Problem
Locate the string "styles" in the listing below. Copy every line where it is found.

--- --- ---

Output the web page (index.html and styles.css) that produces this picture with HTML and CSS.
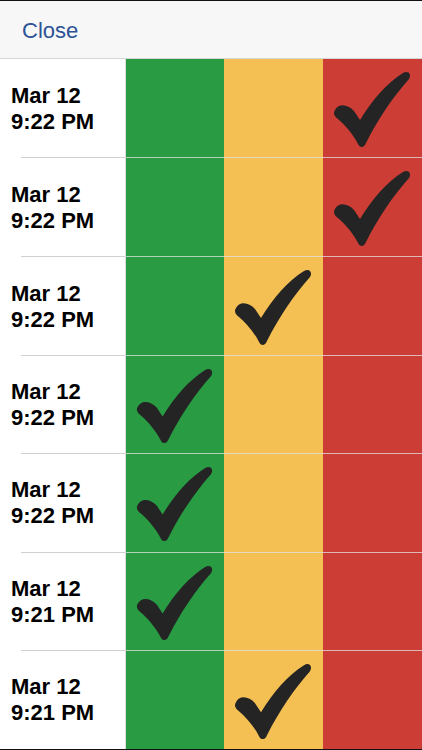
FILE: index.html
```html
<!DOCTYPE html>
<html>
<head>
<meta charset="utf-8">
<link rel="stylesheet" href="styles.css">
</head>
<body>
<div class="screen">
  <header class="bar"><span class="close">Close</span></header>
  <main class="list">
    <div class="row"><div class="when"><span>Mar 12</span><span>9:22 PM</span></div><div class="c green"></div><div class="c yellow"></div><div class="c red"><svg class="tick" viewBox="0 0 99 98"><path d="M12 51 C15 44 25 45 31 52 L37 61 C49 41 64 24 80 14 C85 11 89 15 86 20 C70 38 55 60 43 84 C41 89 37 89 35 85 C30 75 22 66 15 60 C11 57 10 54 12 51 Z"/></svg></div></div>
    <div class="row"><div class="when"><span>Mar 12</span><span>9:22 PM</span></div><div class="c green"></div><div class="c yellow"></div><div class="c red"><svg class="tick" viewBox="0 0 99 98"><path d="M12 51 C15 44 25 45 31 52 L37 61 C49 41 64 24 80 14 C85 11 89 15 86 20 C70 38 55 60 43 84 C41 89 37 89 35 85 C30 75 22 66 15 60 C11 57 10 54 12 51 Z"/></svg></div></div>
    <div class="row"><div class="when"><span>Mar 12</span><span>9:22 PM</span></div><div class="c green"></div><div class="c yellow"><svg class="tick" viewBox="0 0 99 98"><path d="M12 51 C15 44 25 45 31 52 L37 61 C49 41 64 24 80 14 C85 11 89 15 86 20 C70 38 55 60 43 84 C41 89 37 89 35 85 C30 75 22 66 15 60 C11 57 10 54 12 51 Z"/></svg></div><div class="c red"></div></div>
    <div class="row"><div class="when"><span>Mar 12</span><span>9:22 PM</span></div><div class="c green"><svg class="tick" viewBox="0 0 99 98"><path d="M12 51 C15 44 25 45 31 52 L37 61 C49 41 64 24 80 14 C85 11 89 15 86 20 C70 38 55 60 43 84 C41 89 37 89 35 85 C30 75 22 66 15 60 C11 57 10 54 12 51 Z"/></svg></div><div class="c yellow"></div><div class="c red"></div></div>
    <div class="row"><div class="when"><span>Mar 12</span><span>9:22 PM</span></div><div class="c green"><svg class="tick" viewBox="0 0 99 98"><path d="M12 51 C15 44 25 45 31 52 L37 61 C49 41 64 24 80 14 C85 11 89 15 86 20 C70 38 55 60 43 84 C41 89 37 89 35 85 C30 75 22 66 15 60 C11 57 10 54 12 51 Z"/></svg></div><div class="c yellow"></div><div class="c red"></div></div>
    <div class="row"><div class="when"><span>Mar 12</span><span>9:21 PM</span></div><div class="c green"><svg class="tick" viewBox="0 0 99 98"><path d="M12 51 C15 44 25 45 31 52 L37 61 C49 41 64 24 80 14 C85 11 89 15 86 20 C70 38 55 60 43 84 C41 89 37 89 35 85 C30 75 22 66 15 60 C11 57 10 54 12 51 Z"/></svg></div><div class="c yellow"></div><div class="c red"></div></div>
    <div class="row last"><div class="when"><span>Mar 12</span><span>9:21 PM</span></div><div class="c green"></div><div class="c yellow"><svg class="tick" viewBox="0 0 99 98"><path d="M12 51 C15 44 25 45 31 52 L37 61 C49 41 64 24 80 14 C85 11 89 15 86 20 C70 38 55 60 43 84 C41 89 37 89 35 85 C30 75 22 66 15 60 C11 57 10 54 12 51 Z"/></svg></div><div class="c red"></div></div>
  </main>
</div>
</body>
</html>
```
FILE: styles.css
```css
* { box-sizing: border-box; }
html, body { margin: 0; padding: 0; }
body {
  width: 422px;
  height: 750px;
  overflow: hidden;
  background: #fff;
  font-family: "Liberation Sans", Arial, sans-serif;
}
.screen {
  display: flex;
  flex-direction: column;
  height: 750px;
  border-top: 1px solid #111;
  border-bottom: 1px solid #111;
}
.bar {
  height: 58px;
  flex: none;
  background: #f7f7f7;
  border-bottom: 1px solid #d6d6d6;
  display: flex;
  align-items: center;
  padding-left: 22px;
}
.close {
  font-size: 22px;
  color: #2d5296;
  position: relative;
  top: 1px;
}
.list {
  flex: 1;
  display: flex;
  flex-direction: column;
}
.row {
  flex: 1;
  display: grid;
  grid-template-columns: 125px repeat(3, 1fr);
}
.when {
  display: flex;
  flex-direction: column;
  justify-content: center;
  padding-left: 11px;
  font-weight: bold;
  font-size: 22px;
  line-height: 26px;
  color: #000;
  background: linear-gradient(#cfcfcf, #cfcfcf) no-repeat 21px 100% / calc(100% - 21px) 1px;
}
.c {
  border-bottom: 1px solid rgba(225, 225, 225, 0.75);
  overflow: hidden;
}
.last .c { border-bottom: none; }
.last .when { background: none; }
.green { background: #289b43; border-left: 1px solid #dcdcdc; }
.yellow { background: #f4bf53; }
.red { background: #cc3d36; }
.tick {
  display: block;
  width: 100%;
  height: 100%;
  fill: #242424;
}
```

--- --- ---

Task answer
Output the web page (index.html and styles.css) that produces this picture with HTML and CSS.
<link rel="stylesheet" href="styles.css">
FILE: styles.css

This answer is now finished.